• _Your task_: Pull out of the data below the stretch of lines bounded by the one containing "Generate a component" and the one containing "export default App", both bounds included, unchanged.

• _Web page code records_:
--------

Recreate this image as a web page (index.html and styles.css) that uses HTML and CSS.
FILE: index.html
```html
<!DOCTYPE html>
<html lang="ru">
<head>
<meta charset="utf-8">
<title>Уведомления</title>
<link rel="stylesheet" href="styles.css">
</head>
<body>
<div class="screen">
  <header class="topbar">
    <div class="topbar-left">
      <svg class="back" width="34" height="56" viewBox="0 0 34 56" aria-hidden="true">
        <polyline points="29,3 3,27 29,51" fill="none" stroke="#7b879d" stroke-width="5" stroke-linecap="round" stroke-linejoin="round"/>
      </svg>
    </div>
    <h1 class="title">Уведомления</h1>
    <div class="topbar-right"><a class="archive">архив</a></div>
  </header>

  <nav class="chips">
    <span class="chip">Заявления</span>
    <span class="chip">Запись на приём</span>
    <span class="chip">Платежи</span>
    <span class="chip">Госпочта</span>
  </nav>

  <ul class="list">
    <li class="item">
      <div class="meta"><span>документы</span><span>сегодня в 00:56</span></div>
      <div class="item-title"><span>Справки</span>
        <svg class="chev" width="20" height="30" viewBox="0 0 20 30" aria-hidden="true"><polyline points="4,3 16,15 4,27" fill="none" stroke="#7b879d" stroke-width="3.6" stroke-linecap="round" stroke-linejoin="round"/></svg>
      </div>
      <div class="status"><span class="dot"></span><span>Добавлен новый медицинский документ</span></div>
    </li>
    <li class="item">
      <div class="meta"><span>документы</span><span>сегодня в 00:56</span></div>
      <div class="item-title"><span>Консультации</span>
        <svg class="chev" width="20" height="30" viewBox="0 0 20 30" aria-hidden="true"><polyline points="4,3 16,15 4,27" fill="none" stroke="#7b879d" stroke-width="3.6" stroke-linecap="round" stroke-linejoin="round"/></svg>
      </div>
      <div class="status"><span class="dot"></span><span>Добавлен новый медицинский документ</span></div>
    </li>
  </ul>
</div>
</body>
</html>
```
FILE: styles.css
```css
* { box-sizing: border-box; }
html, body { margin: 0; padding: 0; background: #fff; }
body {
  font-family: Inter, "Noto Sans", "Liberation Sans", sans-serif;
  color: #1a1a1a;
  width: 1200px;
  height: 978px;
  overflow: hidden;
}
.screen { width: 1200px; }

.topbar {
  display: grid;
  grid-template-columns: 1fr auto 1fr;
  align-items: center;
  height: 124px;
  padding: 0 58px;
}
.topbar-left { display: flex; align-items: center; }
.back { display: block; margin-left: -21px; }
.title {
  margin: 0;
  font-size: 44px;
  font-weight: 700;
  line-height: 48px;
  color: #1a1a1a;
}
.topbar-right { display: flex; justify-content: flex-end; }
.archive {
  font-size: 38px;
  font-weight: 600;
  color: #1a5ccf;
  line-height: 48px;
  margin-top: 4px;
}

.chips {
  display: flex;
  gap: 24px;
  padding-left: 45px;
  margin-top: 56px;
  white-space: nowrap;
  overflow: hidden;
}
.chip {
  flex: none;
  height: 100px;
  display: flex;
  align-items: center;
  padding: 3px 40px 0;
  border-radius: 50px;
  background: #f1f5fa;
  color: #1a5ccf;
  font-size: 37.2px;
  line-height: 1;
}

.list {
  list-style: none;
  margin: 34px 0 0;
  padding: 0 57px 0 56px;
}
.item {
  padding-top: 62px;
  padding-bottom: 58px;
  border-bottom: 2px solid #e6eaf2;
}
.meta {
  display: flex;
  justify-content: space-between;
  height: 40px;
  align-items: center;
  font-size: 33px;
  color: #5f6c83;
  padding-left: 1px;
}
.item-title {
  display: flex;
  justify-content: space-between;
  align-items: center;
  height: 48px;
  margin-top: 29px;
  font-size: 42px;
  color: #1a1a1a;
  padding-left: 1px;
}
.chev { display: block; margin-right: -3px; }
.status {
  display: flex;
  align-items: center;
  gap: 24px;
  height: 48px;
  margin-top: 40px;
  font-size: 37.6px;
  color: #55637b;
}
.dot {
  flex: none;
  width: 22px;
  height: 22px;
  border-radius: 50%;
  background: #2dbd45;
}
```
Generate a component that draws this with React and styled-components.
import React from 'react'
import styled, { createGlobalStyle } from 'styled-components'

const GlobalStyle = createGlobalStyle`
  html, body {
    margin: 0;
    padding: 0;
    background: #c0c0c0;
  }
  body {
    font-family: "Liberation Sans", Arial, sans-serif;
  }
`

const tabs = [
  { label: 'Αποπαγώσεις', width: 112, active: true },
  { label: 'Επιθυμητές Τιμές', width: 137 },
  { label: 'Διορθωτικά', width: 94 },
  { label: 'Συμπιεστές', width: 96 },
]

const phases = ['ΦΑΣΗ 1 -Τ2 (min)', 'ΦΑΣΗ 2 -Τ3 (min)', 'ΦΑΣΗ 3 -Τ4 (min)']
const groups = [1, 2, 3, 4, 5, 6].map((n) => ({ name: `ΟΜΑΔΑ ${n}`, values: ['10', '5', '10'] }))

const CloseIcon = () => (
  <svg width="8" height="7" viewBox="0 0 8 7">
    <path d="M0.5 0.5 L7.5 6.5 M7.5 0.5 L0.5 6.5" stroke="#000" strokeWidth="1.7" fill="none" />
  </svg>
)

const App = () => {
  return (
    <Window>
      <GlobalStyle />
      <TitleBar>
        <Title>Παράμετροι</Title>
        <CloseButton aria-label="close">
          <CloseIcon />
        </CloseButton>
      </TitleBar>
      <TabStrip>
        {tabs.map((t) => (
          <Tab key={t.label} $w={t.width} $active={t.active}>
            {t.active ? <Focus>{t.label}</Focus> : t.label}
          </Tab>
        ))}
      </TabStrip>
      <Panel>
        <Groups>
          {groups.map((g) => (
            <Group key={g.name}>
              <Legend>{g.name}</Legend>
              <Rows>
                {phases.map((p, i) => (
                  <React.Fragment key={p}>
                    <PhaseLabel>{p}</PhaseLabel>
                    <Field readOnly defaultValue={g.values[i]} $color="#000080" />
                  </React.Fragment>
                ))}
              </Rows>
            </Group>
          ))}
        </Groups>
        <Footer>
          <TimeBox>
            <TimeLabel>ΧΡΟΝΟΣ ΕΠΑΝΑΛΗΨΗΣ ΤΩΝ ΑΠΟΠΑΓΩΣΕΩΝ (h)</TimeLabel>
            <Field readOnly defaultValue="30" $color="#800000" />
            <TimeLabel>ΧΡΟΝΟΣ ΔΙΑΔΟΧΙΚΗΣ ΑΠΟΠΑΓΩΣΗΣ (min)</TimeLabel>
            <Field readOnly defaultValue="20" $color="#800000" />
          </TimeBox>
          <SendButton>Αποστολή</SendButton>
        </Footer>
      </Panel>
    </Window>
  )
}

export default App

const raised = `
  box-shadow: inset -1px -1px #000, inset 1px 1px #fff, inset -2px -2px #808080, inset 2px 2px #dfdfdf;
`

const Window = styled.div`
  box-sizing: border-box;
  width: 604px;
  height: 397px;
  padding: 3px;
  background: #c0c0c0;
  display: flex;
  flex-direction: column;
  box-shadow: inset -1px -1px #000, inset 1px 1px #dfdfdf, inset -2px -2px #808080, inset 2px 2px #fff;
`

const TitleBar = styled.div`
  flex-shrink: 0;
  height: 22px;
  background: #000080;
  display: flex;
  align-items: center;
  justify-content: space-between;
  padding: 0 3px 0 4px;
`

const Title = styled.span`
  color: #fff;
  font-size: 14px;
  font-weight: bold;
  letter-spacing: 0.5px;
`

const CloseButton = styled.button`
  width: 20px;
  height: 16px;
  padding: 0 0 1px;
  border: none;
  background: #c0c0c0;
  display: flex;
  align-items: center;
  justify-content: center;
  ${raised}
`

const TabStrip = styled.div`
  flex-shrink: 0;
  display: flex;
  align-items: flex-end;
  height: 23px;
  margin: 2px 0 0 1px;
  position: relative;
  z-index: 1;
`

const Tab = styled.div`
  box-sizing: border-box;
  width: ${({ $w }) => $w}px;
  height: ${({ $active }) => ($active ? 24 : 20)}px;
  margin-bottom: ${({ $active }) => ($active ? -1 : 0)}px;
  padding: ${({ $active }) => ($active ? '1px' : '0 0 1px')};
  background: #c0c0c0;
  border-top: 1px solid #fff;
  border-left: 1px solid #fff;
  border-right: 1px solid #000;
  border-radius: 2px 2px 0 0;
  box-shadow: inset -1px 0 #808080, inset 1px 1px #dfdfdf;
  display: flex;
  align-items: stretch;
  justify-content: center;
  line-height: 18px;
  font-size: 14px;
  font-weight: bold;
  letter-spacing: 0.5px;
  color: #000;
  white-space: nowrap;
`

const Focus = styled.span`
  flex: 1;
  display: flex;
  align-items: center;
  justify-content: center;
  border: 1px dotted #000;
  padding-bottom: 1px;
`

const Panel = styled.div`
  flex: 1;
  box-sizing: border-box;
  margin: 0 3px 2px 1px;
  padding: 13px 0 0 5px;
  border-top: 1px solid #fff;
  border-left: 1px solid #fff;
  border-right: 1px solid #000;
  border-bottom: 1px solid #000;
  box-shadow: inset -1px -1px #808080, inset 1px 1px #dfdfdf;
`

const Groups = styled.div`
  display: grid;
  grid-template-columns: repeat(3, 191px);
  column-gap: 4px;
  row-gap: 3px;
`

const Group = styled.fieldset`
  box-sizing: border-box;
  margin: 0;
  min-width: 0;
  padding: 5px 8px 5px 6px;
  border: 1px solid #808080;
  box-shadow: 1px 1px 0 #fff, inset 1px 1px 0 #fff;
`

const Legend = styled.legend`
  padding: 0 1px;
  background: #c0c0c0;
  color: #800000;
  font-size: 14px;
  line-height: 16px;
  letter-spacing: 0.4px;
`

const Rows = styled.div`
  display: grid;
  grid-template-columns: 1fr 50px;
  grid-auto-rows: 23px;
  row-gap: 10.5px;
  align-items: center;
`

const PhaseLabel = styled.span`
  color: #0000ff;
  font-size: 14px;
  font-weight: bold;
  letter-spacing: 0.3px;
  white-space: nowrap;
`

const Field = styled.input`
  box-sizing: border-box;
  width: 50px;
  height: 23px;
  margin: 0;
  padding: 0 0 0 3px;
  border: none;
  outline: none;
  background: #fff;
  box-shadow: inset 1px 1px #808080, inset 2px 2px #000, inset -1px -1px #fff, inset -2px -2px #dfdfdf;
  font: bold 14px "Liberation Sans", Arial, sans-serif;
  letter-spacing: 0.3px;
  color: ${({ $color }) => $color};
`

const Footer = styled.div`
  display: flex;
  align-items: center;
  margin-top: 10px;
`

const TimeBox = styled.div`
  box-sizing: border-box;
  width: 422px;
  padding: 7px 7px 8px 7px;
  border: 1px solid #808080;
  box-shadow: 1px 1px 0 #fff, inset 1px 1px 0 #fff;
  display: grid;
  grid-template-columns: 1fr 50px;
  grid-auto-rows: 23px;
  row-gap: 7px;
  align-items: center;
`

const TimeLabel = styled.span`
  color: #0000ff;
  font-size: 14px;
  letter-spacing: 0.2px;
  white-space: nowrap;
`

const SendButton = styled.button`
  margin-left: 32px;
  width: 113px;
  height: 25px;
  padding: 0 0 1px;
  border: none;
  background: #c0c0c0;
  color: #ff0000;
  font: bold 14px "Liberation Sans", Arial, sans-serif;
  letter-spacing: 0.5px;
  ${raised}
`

--------

• _Correct response_:
Generate a component that draws this with React and styled-components.
import React from 'react'
import styled, { createGlobalStyle } from 'styled-components'

const GlobalStyle = createGlobalStyle`
  html, body {
    margin: 0;
    padding: 0;
    background: #c0c0c0;
  }
  body {
    font-family: "Liberation Sans", Arial, sans-serif;
  }
`

const tabs = [
  { label: 'Αποπαγώσεις', width: 112, active: true },
  { label: 'Επιθυμητές Τιμές', width: 137 },
  { label: 'Διορθωτικά', width: 94 },
  { label: 'Συμπιεστές', width: 96 },
]

const phases = ['ΦΑΣΗ 1 -Τ2 (min)', 'ΦΑΣΗ 2 -Τ3 (min)', 'ΦΑΣΗ 3 -Τ4 (min)']
const groups = [1, 2, 3, 4, 5, 6].map((n) => ({ name: `ΟΜΑΔΑ ${n}`, values: ['10', '5', '10'] }))

const CloseIcon = () => (
  <svg width="8" height="7" viewBox="0 0 8 7">
    <path d="M0.5 0.5 L7.5 6.5 M7.5 0.5 L0.5 6.5" stroke="#000" strokeWidth="1.7" fill="none" />
  </svg>
)

const App = () => {
  return (
    <Window>
      <GlobalStyle />
      <TitleBar>
        <Title>Παράμετροι</Title>
        <CloseButton aria-label="close">
          <CloseIcon />
        </CloseButton>
      </TitleBar>
      <TabStrip>
        {tabs.map((t) => (
          <Tab key={t.label} $w={t.width} $active={t.active}>
            {t.active ? <Focus>{t.label}</Focus> : t.label}
          </Tab>
        ))}
      </TabStrip>
      <Panel>
        <Groups>
          {groups.map((g) => (
            <Group key={g.name}>
              <Legend>{g.name}</Legend>
              <Rows>
                {phases.map((p, i) => (
                  <React.Fragment key={p}>
                    <PhaseLabel>{p}</PhaseLabel>
                    <Field readOnly defaultValue={g.values[i]} $color="#000080" />
                  </React.Fragment>
                ))}
              </Rows>
            </Group>
          ))}
        </Groups>
        <Footer>
          <TimeBox>
            <TimeLabel>ΧΡΟΝΟΣ ΕΠΑΝΑΛΗΨΗΣ ΤΩΝ ΑΠΟΠΑΓΩΣΕΩΝ (h)</TimeLabel>
            <Field readOnly defaultValue="30" $color="#800000" />
            <TimeLabel>ΧΡΟΝΟΣ ΔΙΑΔΟΧΙΚΗΣ ΑΠΟΠΑΓΩΣΗΣ (min)</TimeLabel>
            <Field readOnly defaultValue="20" $color="#800000" />
          </TimeBox>
          <SendButton>Αποστολή</SendButton>
        </Footer>
      </Panel>
    </Window>
  )
}

export default App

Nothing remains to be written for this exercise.